I’ve seen this pattern more than a few times during last few years. It looks that the approach I describe below is quite handy when trying to steal clients from your competitors in IT landscape.
I look the same but I’m better
Have you heard that you can use MongoDB driver to connect to Azure DocumentDB? Just like that one can easily swap it’s database and use DocumentDB without changing a line of its code. If your app weren’t cloud native and as one of the strategies you were considering was running MongoDB on your own in the cloud, you don’t have to do it any longer. You can use this offering of the Database as a Service and simply make your app cloud-ready in a matter of seconds (just change the connection string).
Have you heard about the ScyllaDB? It’s a functional port of Cassandra database. It’s was written in C++ with a custom SEDA-like architecture, user-level network drivers and a lot of understanding of the mechanical sympathy. How does it work? It supports the same network protocol, it supports the same file structure on your disk. Does it look similar? Yes, you can use it as a drop-in replacement. No migrations, not a single line of your code rewritten. Isn’t it great?

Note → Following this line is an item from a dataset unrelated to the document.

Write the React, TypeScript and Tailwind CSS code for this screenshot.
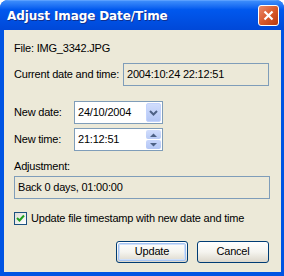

API parity, feature parity
It’s often said that the feature parity can hurt your business. If you can be compared you will be compared to others and eventually, the better/cheaper will win. What about API parity? What about ScallaDB that can support the same workload on 10x smaller number of servers? What about DocumentDB that is served as a service and additionally has its amazing indexing algorithm? They strive for this comparison, especially when they guarantee no-op switch using not the feature parity but the API parity.
Mimicking and setting free customers from a vendor lock-in looks like an interesting and valuable vector of attack for products that offer something more, under the same layer of API. I think, that especially in the public cloud sector, we’ll see it more and more.